On the left is atr applied to daily data, on the right is the data on the left converted back to minute data, i.e. the following command that I found in the docs:
atr = atr.reindex(df.index).ffill()
Note, the lib actually does: https://github.com/kernc/backtesting.py/blob/b1a869c67feb531f97bef8769aee09d26a5e0288/backtesting/lib.py#L329-L330 Does this help?
Hello, so:
atr = ta.atr(data.High, data.Low, data.Close)
print(type(atr))
print(atr.shape)
Produces:
<class 'pandas.core.series.Series'>
(31669,)
So why doesn't it work if I do: self.adr = resample_apply('D', ta.atr, self.data.High, self.data.Low, self.data.Close)?
Also the problem about label='right' persists.
Doing more tests... Resampling candlestick data from 1min to 5min using suggested label='right:
data5m = data.resample('5min', label='right').agg({
"Open": "first",
"High": "max",
"Low": "min",
"Close": "last",
})
Produces:
As you see the end result is a candlestick that starts at 22:05 but contains datas from 22:00 to 22:04. This is wrong because the index refers to the Open datetime, hence the row 22:05 in a 5min timeframe should have:
- Open: market price at
22:05:00 - High: highest market price from
22:05:00to22:09:59 - Low: lowest market price from
22:05:00to22:09:59 - Close: market price at
22:09:59.
Indeed, if I don't use label='right', i.e.:
data5m = data.resample('5min').agg({
"Open": "first",
"High": "max",
"Low": "min",
"Close": "last",
})
I obtain the intended outcome:
So the resample_apply function:
- Should avoid using
label='right'(?)- If so, also the documentation snippet should be changed.

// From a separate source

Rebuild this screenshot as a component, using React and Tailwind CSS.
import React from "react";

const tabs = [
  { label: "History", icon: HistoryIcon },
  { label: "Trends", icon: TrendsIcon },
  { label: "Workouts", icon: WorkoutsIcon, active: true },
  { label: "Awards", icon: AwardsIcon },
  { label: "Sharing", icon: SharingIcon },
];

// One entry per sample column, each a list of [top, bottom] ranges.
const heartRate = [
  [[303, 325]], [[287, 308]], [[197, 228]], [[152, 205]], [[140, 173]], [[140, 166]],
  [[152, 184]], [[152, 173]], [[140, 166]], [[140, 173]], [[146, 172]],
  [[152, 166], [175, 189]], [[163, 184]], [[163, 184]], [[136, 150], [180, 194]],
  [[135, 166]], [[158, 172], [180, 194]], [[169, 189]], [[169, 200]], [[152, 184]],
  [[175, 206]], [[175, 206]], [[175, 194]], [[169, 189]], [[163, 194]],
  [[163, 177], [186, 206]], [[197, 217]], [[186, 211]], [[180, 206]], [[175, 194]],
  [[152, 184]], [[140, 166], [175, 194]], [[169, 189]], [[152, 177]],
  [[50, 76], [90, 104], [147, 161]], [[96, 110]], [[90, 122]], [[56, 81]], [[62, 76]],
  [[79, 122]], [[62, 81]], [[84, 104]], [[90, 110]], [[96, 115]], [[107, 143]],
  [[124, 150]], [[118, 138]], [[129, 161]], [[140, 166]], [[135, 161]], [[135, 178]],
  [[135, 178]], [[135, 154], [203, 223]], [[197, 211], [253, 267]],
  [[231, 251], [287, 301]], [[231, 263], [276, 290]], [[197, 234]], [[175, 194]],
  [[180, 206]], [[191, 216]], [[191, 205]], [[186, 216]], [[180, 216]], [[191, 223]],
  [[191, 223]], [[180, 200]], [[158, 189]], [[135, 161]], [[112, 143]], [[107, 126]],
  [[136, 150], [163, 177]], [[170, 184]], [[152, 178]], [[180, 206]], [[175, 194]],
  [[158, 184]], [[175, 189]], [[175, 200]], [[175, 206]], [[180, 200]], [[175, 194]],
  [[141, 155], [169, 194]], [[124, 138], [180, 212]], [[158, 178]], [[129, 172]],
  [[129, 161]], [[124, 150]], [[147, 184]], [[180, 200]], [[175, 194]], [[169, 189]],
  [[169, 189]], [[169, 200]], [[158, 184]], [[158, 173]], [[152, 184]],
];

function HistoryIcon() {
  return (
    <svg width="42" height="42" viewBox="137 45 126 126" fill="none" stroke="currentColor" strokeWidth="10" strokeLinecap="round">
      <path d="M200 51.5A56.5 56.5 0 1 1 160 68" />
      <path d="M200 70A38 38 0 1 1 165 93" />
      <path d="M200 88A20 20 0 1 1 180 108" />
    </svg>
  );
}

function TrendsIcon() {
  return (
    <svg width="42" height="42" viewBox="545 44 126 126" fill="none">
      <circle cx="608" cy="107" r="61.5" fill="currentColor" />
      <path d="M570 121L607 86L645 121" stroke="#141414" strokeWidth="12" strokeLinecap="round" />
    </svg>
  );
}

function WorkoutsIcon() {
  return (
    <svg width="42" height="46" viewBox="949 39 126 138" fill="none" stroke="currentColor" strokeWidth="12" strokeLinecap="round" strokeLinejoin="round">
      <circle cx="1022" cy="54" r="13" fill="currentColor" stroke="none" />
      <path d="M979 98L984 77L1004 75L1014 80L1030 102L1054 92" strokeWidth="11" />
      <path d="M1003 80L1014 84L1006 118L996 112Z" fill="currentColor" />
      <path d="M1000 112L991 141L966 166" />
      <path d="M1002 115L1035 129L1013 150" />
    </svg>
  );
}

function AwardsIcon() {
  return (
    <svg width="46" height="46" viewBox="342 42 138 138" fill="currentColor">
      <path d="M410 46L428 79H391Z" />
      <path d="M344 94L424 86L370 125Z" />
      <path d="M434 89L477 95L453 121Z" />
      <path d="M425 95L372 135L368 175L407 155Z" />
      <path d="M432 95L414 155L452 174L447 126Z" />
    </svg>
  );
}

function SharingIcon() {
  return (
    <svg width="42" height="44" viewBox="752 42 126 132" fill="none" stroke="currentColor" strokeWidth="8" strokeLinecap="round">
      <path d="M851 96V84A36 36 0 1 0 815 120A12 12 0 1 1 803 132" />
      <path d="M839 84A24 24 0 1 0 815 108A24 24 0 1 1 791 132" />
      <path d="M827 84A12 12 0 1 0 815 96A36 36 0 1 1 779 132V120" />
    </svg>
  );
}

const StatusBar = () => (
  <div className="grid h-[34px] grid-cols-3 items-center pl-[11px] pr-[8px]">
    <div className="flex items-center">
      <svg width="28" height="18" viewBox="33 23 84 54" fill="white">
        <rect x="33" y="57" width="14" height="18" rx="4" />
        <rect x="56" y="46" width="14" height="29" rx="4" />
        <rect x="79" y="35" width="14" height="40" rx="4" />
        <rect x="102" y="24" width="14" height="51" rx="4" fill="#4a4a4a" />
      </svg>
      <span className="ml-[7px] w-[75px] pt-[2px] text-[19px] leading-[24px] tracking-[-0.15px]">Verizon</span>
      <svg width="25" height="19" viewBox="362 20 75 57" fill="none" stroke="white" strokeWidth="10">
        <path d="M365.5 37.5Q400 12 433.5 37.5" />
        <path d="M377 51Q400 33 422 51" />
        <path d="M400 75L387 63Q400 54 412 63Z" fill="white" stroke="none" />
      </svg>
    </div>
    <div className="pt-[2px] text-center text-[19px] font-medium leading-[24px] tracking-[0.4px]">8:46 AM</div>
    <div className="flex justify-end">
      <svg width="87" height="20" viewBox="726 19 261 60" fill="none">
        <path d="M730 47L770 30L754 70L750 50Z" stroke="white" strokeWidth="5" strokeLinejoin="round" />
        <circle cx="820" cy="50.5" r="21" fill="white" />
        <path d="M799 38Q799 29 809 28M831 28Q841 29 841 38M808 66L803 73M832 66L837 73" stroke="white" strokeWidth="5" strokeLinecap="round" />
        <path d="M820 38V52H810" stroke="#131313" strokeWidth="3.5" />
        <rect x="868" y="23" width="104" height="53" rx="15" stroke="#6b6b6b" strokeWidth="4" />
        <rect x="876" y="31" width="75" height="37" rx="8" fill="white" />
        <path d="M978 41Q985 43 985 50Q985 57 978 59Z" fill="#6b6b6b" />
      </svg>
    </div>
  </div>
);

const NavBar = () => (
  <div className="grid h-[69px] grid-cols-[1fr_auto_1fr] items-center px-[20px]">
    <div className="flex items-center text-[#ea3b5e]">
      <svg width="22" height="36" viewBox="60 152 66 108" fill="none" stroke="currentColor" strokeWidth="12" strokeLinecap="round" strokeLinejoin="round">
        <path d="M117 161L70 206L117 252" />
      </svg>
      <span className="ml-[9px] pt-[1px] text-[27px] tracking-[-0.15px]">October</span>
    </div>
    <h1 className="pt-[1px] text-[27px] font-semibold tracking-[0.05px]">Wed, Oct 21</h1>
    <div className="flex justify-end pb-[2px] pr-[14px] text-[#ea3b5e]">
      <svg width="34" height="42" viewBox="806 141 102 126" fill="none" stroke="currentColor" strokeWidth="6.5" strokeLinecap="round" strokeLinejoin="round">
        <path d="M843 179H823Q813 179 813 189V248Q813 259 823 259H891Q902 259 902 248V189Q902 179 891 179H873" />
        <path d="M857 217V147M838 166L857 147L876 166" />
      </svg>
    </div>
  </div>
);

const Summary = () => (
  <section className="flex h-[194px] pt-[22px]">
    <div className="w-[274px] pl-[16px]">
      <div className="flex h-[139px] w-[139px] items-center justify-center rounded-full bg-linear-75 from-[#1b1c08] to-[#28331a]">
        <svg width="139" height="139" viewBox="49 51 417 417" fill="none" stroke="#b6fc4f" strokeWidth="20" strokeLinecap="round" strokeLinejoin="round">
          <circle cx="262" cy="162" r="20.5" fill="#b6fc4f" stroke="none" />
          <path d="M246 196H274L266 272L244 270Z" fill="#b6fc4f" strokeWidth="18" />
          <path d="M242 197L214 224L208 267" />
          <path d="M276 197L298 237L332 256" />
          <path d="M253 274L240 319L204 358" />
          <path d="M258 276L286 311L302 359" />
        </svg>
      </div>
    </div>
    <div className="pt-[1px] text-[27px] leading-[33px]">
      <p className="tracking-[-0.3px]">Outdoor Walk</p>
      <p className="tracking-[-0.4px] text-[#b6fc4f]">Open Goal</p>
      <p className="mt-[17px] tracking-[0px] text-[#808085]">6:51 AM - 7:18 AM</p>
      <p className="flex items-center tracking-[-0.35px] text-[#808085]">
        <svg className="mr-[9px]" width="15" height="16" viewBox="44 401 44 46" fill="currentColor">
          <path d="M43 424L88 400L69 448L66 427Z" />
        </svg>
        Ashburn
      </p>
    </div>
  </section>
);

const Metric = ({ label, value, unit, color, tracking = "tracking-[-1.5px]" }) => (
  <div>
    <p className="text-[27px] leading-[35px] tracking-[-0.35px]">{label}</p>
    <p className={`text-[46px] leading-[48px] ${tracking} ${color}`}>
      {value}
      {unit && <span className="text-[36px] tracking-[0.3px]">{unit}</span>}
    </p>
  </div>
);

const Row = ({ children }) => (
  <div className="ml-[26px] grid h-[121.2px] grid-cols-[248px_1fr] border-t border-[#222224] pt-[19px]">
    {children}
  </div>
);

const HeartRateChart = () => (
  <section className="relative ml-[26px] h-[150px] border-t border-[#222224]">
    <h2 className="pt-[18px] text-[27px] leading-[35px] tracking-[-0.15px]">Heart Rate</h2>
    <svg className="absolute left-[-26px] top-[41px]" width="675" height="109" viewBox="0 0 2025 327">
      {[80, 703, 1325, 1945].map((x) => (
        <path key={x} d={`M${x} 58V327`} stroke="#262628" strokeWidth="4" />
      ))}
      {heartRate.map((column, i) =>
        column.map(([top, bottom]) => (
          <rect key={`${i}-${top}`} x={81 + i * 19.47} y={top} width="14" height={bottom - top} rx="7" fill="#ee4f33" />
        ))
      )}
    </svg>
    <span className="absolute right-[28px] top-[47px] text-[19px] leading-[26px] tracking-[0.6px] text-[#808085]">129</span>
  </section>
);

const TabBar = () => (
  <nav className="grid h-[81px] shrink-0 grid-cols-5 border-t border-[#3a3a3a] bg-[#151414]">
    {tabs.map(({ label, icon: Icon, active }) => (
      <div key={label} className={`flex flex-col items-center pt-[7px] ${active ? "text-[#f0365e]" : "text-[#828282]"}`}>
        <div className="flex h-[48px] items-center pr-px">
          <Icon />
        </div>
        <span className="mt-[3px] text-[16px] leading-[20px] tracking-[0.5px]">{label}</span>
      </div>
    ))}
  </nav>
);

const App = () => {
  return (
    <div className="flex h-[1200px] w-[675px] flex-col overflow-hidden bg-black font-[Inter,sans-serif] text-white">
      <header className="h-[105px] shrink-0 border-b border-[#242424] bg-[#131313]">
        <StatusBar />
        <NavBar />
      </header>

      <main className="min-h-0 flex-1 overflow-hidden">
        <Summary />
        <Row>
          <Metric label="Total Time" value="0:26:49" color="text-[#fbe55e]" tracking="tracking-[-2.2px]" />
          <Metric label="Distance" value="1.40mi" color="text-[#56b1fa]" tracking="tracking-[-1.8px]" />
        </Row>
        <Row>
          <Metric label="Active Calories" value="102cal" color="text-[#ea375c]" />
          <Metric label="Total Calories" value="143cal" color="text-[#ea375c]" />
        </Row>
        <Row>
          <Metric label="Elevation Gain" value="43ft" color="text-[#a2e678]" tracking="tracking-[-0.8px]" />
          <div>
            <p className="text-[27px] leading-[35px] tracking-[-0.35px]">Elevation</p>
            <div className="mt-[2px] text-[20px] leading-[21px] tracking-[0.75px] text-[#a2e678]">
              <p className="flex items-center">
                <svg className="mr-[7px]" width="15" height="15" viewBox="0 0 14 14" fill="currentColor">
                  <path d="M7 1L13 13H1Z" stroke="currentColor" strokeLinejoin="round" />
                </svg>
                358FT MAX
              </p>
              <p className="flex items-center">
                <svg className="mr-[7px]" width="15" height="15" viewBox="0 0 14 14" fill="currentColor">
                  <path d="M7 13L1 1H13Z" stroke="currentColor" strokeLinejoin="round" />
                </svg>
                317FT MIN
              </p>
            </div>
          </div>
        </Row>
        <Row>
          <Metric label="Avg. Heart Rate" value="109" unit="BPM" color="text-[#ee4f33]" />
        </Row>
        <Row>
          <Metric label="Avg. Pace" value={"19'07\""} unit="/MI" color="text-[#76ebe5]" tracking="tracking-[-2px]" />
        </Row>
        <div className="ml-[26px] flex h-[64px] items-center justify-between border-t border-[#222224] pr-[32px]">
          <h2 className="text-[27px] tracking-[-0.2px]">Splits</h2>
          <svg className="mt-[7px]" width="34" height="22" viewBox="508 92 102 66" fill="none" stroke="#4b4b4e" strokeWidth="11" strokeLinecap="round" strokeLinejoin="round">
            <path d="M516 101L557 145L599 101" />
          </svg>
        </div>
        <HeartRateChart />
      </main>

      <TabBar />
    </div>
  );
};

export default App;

- Should be fixed in order to work with indicators like
ta.atr.
Edit: I double checked with TradingView charts and they are identical, proving even further we don't need `label='right'`
Resampled data chart:
Tradingview:
As you see the end result is a candlestick that starts at
22:05but contains datas from22:00to22:04. This is wrong
Thanks for the illustrative example!
You don't learn that the supposed 22:00:00 bar closed at 1.20032 until 22:04:00 bar closes! I don't know what labeling your data source uses, but plotting that info anytime before the complete end of bar 22:04:00 would introduce look-ahead bias.
Likewise, applying a simple passthrough function:
from backtesting import Strategy, Backtest
from backtesting.test import EURUSD
class S(Strategy):
def init(self):
resample_apply('1d', lambda x: x, self.data.Close, color='blue')
def next(self):
pass
bt = Backtest(EURUSD, S)
_ = bt.run()
bt.plot()
you can see it uses previous complete bar's value as the current value. Had it used the current bar's (potentially incomplete) value, this would introduce look-ahead bias and would redraw / repaint / mislead, like TradingView does.

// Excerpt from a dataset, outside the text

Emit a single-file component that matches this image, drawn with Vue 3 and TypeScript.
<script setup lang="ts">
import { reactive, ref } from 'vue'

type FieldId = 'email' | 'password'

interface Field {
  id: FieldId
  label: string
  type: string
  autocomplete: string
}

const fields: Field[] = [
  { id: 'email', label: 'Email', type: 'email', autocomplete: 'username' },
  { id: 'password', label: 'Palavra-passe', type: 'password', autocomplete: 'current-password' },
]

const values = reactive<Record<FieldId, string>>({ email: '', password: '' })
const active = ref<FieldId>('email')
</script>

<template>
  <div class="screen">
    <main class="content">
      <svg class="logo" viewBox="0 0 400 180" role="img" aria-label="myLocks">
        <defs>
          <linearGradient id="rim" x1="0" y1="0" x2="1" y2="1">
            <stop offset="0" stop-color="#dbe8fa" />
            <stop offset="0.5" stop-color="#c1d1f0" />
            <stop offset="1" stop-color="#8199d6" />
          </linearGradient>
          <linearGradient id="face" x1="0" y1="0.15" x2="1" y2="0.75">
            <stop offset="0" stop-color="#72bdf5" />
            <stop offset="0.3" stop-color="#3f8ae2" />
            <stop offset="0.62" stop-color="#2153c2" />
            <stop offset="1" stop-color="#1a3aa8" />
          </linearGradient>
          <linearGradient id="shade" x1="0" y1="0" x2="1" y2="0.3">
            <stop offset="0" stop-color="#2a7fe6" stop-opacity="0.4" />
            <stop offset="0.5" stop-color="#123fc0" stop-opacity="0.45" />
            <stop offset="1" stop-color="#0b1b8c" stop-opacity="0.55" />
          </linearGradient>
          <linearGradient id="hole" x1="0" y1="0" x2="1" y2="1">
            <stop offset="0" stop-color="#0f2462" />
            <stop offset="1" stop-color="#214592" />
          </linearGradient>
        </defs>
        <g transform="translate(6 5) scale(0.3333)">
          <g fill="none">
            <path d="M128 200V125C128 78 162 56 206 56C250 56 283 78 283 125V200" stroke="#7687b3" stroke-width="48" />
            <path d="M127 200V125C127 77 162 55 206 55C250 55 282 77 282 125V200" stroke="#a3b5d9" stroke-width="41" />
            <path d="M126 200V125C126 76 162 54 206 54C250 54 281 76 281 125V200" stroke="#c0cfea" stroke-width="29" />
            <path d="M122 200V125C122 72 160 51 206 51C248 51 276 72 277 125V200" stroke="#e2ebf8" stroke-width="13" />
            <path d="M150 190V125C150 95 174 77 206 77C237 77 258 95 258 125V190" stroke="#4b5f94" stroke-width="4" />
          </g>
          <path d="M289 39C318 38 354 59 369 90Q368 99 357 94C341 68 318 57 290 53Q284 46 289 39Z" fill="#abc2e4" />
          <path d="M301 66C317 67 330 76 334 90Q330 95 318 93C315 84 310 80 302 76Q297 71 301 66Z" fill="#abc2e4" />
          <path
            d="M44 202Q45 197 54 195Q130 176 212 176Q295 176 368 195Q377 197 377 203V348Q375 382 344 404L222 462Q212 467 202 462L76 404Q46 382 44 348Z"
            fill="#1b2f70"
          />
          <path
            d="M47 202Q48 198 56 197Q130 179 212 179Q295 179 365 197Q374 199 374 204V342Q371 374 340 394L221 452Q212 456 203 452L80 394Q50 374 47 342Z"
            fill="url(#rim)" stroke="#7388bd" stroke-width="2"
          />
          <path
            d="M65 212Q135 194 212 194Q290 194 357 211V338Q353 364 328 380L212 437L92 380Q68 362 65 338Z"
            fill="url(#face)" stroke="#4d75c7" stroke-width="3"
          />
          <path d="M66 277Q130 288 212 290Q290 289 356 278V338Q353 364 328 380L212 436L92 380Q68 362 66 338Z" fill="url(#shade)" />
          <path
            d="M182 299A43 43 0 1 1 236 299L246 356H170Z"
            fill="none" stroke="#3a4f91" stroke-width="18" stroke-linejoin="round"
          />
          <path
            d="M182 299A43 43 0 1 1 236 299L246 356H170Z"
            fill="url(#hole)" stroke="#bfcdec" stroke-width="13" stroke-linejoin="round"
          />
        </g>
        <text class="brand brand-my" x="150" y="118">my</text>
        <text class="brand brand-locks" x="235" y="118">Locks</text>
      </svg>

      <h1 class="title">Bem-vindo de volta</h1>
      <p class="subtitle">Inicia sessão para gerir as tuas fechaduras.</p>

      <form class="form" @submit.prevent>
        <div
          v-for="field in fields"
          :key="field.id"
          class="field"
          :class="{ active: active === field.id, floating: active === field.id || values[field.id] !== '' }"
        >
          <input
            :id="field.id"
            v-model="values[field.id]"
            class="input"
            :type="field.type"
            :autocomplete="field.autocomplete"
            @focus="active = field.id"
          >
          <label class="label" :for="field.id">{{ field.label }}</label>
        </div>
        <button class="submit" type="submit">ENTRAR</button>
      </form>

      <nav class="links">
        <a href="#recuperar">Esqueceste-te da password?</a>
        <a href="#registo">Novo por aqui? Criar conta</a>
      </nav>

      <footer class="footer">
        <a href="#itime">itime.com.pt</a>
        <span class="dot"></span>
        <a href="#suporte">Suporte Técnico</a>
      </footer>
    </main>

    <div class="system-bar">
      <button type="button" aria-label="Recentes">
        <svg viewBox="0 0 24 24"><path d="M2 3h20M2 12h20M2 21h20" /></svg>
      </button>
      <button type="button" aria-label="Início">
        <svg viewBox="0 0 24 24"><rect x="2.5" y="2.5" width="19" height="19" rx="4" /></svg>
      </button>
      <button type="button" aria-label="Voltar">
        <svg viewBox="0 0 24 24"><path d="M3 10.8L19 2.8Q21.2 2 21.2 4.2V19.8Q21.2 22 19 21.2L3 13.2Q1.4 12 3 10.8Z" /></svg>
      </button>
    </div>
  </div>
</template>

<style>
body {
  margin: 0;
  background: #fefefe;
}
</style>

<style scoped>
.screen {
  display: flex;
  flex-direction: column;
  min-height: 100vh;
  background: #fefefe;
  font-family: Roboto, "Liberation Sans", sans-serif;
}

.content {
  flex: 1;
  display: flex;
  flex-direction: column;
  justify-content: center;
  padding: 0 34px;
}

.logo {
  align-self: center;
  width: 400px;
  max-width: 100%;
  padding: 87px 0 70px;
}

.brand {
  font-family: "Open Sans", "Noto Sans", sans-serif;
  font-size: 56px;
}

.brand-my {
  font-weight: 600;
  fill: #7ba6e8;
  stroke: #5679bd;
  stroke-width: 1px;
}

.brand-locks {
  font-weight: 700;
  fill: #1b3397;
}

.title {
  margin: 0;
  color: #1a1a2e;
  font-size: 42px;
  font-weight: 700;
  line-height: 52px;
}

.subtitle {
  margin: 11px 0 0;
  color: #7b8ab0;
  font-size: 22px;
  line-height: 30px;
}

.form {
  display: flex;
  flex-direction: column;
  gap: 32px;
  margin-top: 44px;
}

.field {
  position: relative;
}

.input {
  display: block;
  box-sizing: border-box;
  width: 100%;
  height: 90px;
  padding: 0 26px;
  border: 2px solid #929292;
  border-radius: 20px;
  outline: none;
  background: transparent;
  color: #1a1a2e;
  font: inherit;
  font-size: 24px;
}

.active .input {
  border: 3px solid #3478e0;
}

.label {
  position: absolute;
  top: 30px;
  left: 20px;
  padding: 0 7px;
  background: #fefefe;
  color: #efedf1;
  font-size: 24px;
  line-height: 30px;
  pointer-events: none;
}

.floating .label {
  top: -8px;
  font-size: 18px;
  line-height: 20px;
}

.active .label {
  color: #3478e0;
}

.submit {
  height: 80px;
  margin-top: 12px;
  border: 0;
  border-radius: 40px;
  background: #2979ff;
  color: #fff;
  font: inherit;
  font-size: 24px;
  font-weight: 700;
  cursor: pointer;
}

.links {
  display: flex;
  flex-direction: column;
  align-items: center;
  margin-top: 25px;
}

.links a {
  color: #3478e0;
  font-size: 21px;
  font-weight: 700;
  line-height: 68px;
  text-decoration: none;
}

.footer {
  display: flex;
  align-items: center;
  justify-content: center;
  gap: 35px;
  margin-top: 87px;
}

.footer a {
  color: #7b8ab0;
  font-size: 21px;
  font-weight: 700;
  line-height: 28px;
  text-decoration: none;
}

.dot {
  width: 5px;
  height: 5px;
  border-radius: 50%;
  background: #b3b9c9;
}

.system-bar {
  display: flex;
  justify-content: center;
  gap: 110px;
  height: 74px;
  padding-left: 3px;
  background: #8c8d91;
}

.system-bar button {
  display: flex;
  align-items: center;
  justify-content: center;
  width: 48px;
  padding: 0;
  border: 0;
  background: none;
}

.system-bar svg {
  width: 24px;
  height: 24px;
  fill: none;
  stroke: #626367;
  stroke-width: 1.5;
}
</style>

This part of the issue is "works-as-planned" / wontfix.
- Should be fixed in order to work with indicators like
ta.atr.
AttributeError: 'numpy.ndarray' object has no attribute 'index'
Please provide the following output:
>>> atr = ta.atr(h, l, c)
>>> atr.__class__.__mro__
>>> atr
>>> np.ndim(atr)
Dear kernc, yes I see your point of view. I always used the TradingView and MT4/5 way of labeling data, always been aware of repainting and learned to account for it on my testings.
You don't learn that the supposed 22:00:00 bar closed at 1.20032 until 22:04:00 bar closes!
Yes, the idea is that the Open price is fixed and High, Low, Close changes every new tick until the candle closes. I see that other data providers, like Bloomberg, label the data on the close.
This part of the issue is "works-as-planned" / wontfix.
That's perfectly fine, I'll account for this. Thank's for taking time to explain :)
Please provide the following output:
atr = ta.atr(data.High, data.Low, data.Close)
print(atr.__class__.__mro__)
print(atr)
print(np.ndim(atr))
(<class 'pandas.core.series.Series'>, <class 'pandas.core.base.IndexOpsMixin'>, <class 'pandas.core.arraylike.OpsMixin'>, <class 'pandas.core.generic.NDFrame'>, <class 'pandas.core.base.PandasObject'>, <class 'pandas.core.accessor.DirNamesMixin'>, <class 'pandas.core.indexing.IndexingMixin'>, <class 'object'>)
Date
2020-01-01 22:02:00 NaN
2020-01-01 22:03:00 NaN
2020-01-01 22:04:00 NaN
2020-01-01 22:05:00 NaN
2020-01-01 22:06:00 NaN
...
2020-04-30 23:55:00 0.000128
2020-04-30 23:56:00 0.000122
2020-04-30 23:57:00 0.000125
2020-04-30 23:58:00 0.000127
2020-04-30 23:59:00 0.000125
Name: ATRr_14, Length: 123800, dtype: float64
1
Well, that's confusing. If the result object is already a Series, there's no way I see for it to crash with AttributeError: 'numpy.ndarray' object has no attribute 'index' ... 🤔
Well... If you manage to find some time you can manage to try for yourself...
pip install pandas-ta
import pandas_ta as ta
from backtesting import Strategy
import backtesting as bt
from backtesting.lib import resample_apply
# Import some minute-level data
class myStrat(Strategy):
def init(self):
self.atr = resample_apply('D', ta.atr, self.data.High, self.data.Low, self.data.Close)
...
Sorry if the snippet is not 100% accurate, I'm on my phone. Anyway I'm sure you get what I'm trying to say.